Master tells us to meditate, although in my interview He said, "You should try to meditate as much as you can." Which I thought was really sweet. But He says to meditate. It's pretty clear what we need to do, and our life gets in the way and our everything and our excuses, but to just feel that He is our life, He is our everything, He is our love, then whatever we do, the devotion is there, and whatever we do follows, and it doesn't matter what anyone else says.

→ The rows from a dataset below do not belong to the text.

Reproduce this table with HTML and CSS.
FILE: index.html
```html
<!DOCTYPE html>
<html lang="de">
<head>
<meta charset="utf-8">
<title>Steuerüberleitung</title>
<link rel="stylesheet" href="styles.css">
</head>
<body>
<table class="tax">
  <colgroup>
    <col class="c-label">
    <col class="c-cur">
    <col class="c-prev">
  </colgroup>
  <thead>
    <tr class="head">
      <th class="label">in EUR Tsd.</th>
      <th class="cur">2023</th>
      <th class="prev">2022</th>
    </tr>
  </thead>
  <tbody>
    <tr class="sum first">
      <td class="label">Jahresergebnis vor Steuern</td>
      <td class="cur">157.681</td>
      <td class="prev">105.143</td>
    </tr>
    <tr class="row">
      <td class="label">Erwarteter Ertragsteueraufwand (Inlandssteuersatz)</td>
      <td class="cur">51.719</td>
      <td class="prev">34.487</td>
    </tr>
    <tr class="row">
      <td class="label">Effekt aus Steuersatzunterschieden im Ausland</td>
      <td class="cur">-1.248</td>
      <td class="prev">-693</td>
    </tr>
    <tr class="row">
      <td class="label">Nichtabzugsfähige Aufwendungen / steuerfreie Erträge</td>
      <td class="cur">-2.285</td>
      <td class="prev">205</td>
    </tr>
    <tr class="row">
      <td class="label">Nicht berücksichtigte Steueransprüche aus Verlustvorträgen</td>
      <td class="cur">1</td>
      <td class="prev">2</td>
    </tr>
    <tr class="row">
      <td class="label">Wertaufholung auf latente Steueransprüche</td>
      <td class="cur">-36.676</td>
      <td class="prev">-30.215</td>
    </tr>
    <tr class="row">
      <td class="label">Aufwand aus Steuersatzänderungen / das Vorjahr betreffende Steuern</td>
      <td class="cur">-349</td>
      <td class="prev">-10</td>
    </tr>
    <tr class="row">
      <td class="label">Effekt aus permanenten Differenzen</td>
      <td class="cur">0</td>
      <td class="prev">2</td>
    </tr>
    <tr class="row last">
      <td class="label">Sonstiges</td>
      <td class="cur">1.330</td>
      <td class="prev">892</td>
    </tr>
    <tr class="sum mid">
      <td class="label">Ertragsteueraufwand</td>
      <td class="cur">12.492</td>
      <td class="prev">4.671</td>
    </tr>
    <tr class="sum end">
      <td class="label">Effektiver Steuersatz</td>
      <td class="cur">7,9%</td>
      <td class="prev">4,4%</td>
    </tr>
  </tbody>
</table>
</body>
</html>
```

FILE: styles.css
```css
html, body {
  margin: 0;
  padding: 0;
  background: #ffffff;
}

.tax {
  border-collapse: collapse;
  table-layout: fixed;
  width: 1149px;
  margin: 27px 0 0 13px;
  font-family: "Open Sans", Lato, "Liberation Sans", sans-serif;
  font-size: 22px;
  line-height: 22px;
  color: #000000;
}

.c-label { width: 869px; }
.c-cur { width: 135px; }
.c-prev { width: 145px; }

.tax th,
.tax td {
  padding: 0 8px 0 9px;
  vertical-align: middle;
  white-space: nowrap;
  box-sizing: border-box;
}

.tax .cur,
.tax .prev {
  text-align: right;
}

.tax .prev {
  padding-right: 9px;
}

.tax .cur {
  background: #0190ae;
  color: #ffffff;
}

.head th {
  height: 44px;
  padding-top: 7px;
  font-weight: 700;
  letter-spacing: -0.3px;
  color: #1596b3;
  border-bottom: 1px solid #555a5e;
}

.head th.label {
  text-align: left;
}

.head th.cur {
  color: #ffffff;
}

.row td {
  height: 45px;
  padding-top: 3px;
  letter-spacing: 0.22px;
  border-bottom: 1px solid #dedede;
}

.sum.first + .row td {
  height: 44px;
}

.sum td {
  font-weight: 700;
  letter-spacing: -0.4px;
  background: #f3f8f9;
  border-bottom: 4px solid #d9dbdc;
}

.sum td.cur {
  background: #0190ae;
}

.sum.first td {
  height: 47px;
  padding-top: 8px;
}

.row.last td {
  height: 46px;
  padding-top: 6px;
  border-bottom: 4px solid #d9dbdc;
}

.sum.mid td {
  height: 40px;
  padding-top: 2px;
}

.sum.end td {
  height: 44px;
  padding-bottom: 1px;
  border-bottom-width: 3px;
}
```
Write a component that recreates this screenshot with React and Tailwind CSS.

I realized that in going to India last year and this year I would say to people, "Well, I'm going on a meditation retreat." I might as well be saying, "I'm going to a spa, but I'm just going to one in India." I would never say that I was going to see my Guru. I'm going to sit at the feet of my Master. What would they think? How would I explain it? I don't want to put it that way. But by saying that, and by defining it in that way, I put a wall up. It's a meditation retreat. It's a "meditation thing" that we do. But it's not. It's a devotional thing for the Master, and we have to have the same purity in our hearts that those children have in order for Him to fill us in that way. It's a devotion to a Being Who is so magical and so full of bliss and Who wants us to have that bliss too. We just have to make ourselves as ready as He wants us to be.

It was great for me to see that and I've been trying to remember that everyday. Fortunately, the other nice thing about being able to go with your child or your children is that every time you look at them, you're reminded, not that they didn't pick up their room or that they took their toy away from their brother or sister, but that you shared this experience with them.